Key Responsibilities:
Point-in-Time Research Data Lake
- Design and build a point-in-time research data lake that records the state of market data as it was known at each historical moment, eliminating look-ahead bias in research and backtesting.
Reproducible Feature Engineering Pipelines
- Build version-controlled, reproducible feature engineering pipelines. Every model output must be traceable back to the data state and transformations that produced it.
Handle the realities of equity market data:
- Outliers and anomalous prints
- Corporate actions (splits, dividends, mergers, spin-offs)
- Symbol mapping and ticker changes across vendors
Optimized Data Retrieval Layer
- Tune the data retrieval layer for both research and production access patterns — columnar formats, partitioning, caching, and query performance tuning.
Monitor production data flow and quality end-to-end:
- Real-time data flow from exchanges
- Data availability checks for model predictions
- Continuous data quality monitoring in production
Qualifications
Education:
- Bachelor's degree or higher in Computer Science, Engineering, Mathematics, or a related quantitative field.
Experience:
- Minimum 5 years in Data Engineering, with at least 2 years on production AWS infrastructure.
- Track record of designing data systems from greenfield through to production.
- Strong computer-science fundamentals (data structures, algorithms, distributed systems).

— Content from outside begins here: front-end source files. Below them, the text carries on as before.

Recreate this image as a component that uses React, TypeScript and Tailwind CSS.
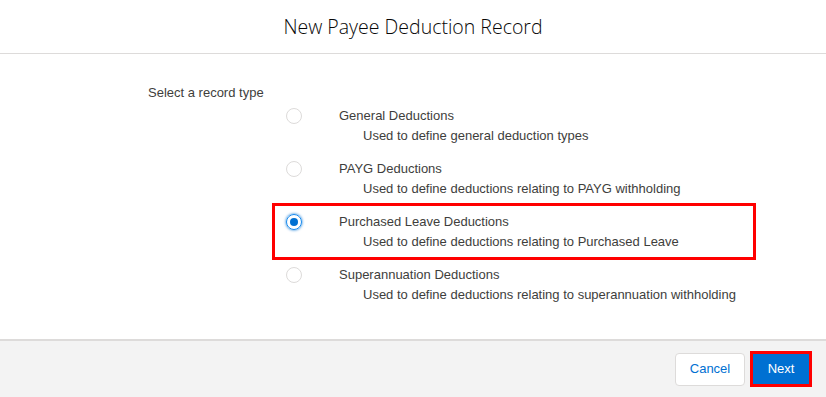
const options = [
  { label: "General Deductions", desc: "Used to define general deduction types" },
  { label: "PAYG Deductions", desc: "Used to define deductions relating to PAYG withholding" },
  { label: "Purchased Leave Deductions", desc: "Used to define deductions relating to Purchased Leave" },
  { label: "Superannuation Deductions", desc: "Used to define deductions relating to superannuation withholding" },
];

const selected = 2;

export default function App() {
  return (
    <div className="w-[826px] h-[397px] flex flex-col bg-white text-[#3e3e3c] font-['Liberation_Sans',Arial,sans-serif] overflow-hidden">
      {/* Header */}
      <div className="h-[54px] shrink-0 flex items-center justify-center border-b border-[#dddbda]">
        <h2 className="text-[19.5px] font-light text-[#080707] font-['Open_Sans',sans-serif] pt-[1px]">
          New Payee Deduction Record
        </h2>
      </div>

      {/* Body */}
      <div className="flex-1 flex flex-col pt-[30px]">
        <div className="ml-[148px] text-[13px] leading-[18px]">Select a record type</div>
        <div className="ml-[274px] -mt-[3px] w-[480px] flex flex-col">
          {options.map((o, i) => (
            <div
              key={o.label}
              className={
                "h-[53px] flex pl-[12px] pt-[7px] " +
                (i === selected ? "outline-[3px] -outline-offset-1 outline-[#ff0000]" : "")
              }
            >
              <div className="h-[20px] flex items-center">
                {i === selected ? (
                  <span className="w-[16px] h-[16px] rounded-full border border-[#1589ee] shadow-[0_0_3px_#0070d2] flex items-center justify-center">
                    <span className="w-[8px] h-[8px] rounded-full bg-[#0070d2]" />
                  </span>
                ) : (
                  <span className="w-[16px] h-[16px] rounded-full border border-[#dddbda] bg-white" />
                )}
              </div>
              <div className="ml-[37px] flex flex-col text-[13px] leading-[20px]">
                <span>{o.label}</span>
                <span className="ml-[24px]">{o.desc}</span>
              </div>
            </div>
          ))}
        </div>
      </div>

      {/* Footer */}
      <div className="h-[58px] shrink-0 bg-[#f3f3f3] border-t-2 border-[#dddbda] flex items-center justify-end gap-[5px] pr-[14px]">
        <button className="h-[33px] w-[70px] rounded-[4px] border border-[#dddbda] bg-white text-[13px] text-[#0070d2]">
          Cancel
        </button>
        <span className="border-[3px] border-[#ff0000] flex">
          <button className="h-[30px] w-[56px] bg-[#0070d2] text-[13px] text-white">
            Next
          </button>
        </span>
      </div>
    </div>
  );
}
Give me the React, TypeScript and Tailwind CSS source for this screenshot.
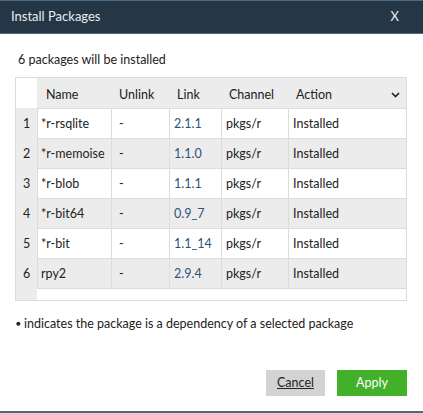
import React from "react";

const rows = [
  { name: "*r-rsqlite", link: "2.1.1" },
  { name: "*r-memoise", link: "1.1.0" },
  { name: "*r-blob", link: "1.1.1" },
  { name: "*r-bit64", link: "0.9_7" },
  { name: "*r-bit", link: "1.1_14" },
  { name: "rpy2", link: "2.9.4" },
];

const cols = "grid grid-cols-[21px_74px_58px_52px_67px_1fr]";

const App = () => {
  return (
    <div
      className="flex h-[413px] w-[423px] flex-col bg-white text-[12.5px] text-[#222]"
      style={{ fontFamily: "Lato, 'Open Sans', sans-serif" }}
    >
      {/* Title bar */}
      <div className="flex h-[34px] items-center justify-between border-t border-b border-[#4d6b80] bg-[#253646] pl-[11px] pr-[24px] text-[13px] text-[#e8eef2]">
        <span>Install Packages</span>
        <span className="text-[13px]">X</span>
      </div>

      <div className="flex-1 px-[15px] pr-[16px]">
        <p className="mt-[18px] mb-[9px] pl-[3px] leading-[16px]">6 packages will be installed</p>

        {/* Table */}
        <div className="h-[224px] border border-[#dcdcdc] bg-white">
          <div className={`${cols} h-[30px] items-center`}>
            <div className="h-full bg-white" />
            <div className="flex h-full items-center bg-[#ececec] pl-[9px] pt-[4px]">Name</div>
            <div className="flex h-full items-center bg-[#ececec] pl-[8px] pt-[4px]">Unlink</div>
            <div className="flex h-full items-center bg-[#ececec] pl-[8px] pt-[4px]">Link</div>
            <div className="flex h-full items-center bg-[#ececec] pl-[8px] pt-[4px]">Channel</div>
            <div className="flex h-full items-center justify-between bg-[#ececec] pl-[8px] pr-[6px] pt-[4px]">
              <span>Action</span>
              <svg width="9" height="6" viewBox="0 0 9 6">
                <path d="M1 1l3.5 3.5L8 1" stroke="#222" strokeWidth="1.6" fill="none" />
              </svg>
            </div>
          </div>
          {rows.map((r, i) => {
            const bg = i % 2 === 1 ? "bg-[#ececec]" : "bg-white";
            const cell = `flex h-full items-center border-t border-l border-[#dcdcdc] pt-[1px] ${bg}`;
            return (
              <div key={r.name} className={`${cols} h-[30px]`}>
                <div className="flex h-full items-center justify-center bg-[#ececec] pt-[3px]">{i + 1}</div>
                <div className={`${cell} pl-[3px]`}>{r.name}</div>
                <div className={`${cell} pl-[7px]`}>-</div>
                <div className={`${cell} pl-[4px] text-[#2d5378]`}>{r.link}</div>
                <div className={`${cell} pl-[4px]`}>pkgs/r</div>
                <div className={`${cell} pl-[4px]`}>Installed</div>
              </div>
            );
          })}
          <div className="grid h-[12px] grid-cols-[21px_1fr]">
            <div className="bg-[#ececec]" />
            <div className="border-t border-[#dcdcdc]" />
          </div>
        </div>

        <p className="mt-[14px] pl-[1px] leading-[16px]">
          <span className="text-[8px] align-[2px]">●</span> indicates the package is a dependency of a selected package
        </p>

        <div className="mt-[38px] flex justify-end gap-[12px]">
          <button className="h-[26px] w-[59px] bg-[#d3d3d3] text-[12.5px] text-[#222] underline">Cancel</button>
          <button className="h-[26px] w-[70px] bg-[#43b02a] text-[12.5px] text-white">Apply</button>
        </div>
      </div>

      <div className="h-[2px] bg-[#4d6b80]" />
    </div>
  );
};

export default App;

- Able to manage multiple parallel projects independently with strong ownership.
Must-Have Skills:
- Production-grade Python (not notebook-only).
- AWS production experience: S3, Glue, Athena or EMR, Lake Formation, Lambda.
- Workflow orchestration: Airflow, Dagster, or Prefect.
- Time-series & columnar storage: Parquet, Arrow, ClickHouse, or equivalent.
- Data lake house: Delta Lake, Iceberg, or Hudi.
- Advanced SQL — both analytical and transactional databases.
- Database performance: indexing, partitioning, query optimization.
- Containerization & IaC: Docker, Terraform (or equivalent).
- Data architecture — designing systems that scale from day
Nice-to-Have:
- Real-time streaming: Kafka, AWS Kinesis, or MSK - comfortable either building or operating.
- Equity market data experience — has worked with messy financial data (tick data, OHLC, corporate actions, vendor reconciliation).
- Vendor integration — onboarding and reconciling data from multiple market-data vendors.
- kdb+ or other specialized time-series database experience.
- Experience inside a systematic trading team or hedge fund.
- ML lifecycle support — feature stores, model registry, experiment tracking.
Personality:
- Self-driven, takes ownership of the full loop from design to production.
- Systems thinker, attentive to data-quality detail.
- Clear technical communicator who writes readable documentation.
- Collaborates well with research and trading teams.
- Comfortable with short feedback cycles and rapid iteration.